Toute célébration comporte normalement une lecture de la Parole de Dieu, plus
ou moins méditée et expliquée, pour que nous sachions bien ce qui se fait à
travers les signes liturgiques. Ainsi nous ne pouvons pas limité le sens d’un
baptême ou d’un mariage au simple événement familial avec sa beauté et à sa
joie humaine ; les textes bibliques lus et expliqués mettent l’évènement
célébré dans la totalité de l’existence des personnes et dans la richesse du
salut que Dieu nous a préparé à travers cette célébration.
- La liturgie est une
intervention de Dieu sur ce que nous vivons
C’est
librement que nous venons devant Dieu, pour l’assemblée priante du dimanche, ou
pour un rite de passage d’un jeune, une confirmation par exemple. Mais nous ne
sommes pas seuls à vivre cette action, nous apportons le contenu historique,
mais Dieu a voulu lui ajouter une signification spirituelle d’un sens plus
profond, spirituel et même divin, que lui seul pouvait accorder. Tout sacrement
c’est cela : une événement humain est porteur d’une signification
spirituelle (surnaturelle) que Dieu accorde dans l’événement même !
Dieu se plait à voir
nos gestes humains, de prière, de fraternité d’offrande, d’amour humain, et en
fait aussi son affaire en accordant la grâce de faire réussir ce que nous
voulons faire. Nous regrettons nos péchés, nous les reconnaissons dans la
confession, Dieu par sa grâce les pardonne et nous rétablit avec les autre et
avec Lui dans une meilleure amitié, que celle que nous avions brisée ! Un
jeune homme et une jeune fille viennent dire leur amour devant la communauté
chrétienne, Dieu lui-même reconnaît leur amour et y attache aussi sa
bénédiction pour en faire le signe de l’union du Christ et de l’Église, union
du cœur, union permanente, union jusqu’au don complet de l’un à l’autre, au
service des autres
- La liturgie nous fait accueillir ensemble les dons du salut
Une bonne nouvelle, un cadeau commun prend sa mesure
lorsqu’il est accueilli ensemble.
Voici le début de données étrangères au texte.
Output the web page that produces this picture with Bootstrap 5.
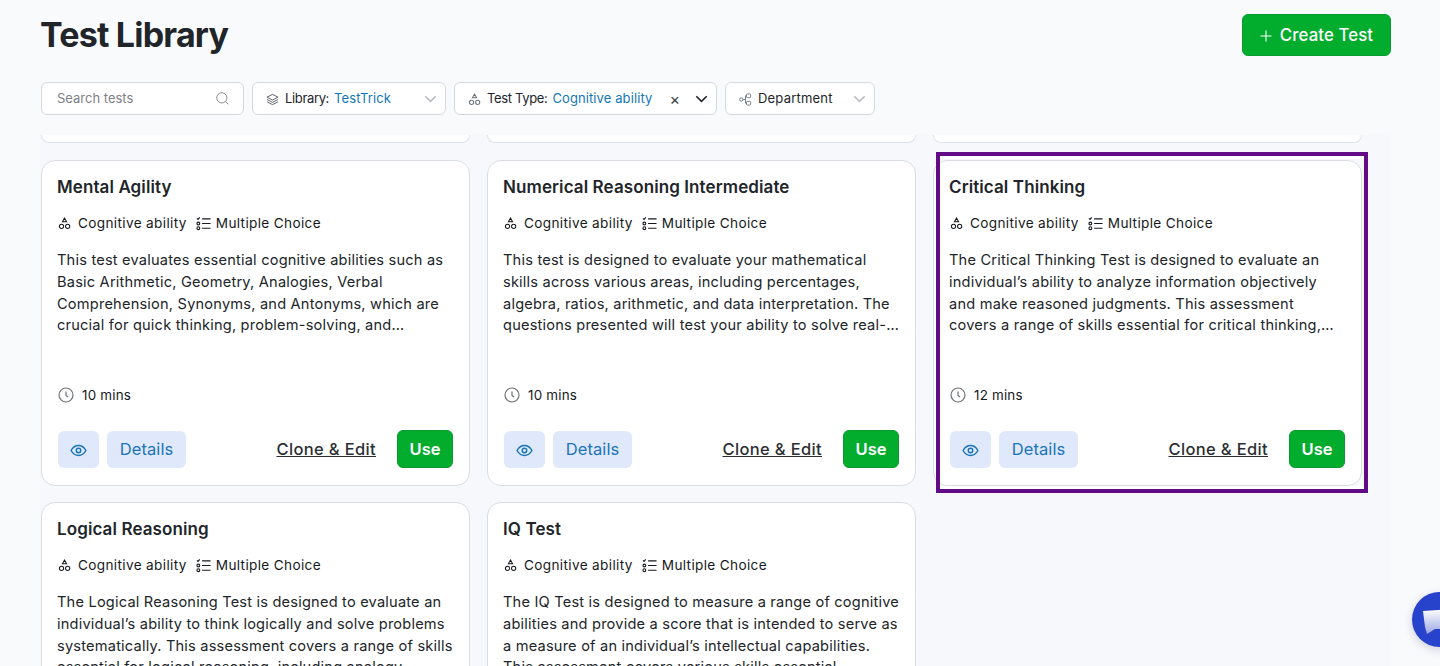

La célébration, par ses mots, par ses
symboles, nous fait prendre conscience d’une présence et d’une affection qui
nous crée et nous fait vivre. Toute
l’histoire du salut fait appel à la réponse de l’homme aux propositions
divines. La liturgie en est la réalisation. La liturgie est dans le contexte de
l’initiative révélatrice et sanctifiante de Dieu. Mais elle comporte aussi la
participation active du croyant ou de ses représentants.
En Église, nous venons prendre place à la table du
Seigneur, non seulement pour en admirer le service et le contenu, mais avant
tout pour y communier et nous nourrir des mets et des boissons qu’il nous y
offre. Le P. Libermann souligne combien il serait ridicule que nous nous
exclamions devant la beauté de cette table sans jamais y goûter !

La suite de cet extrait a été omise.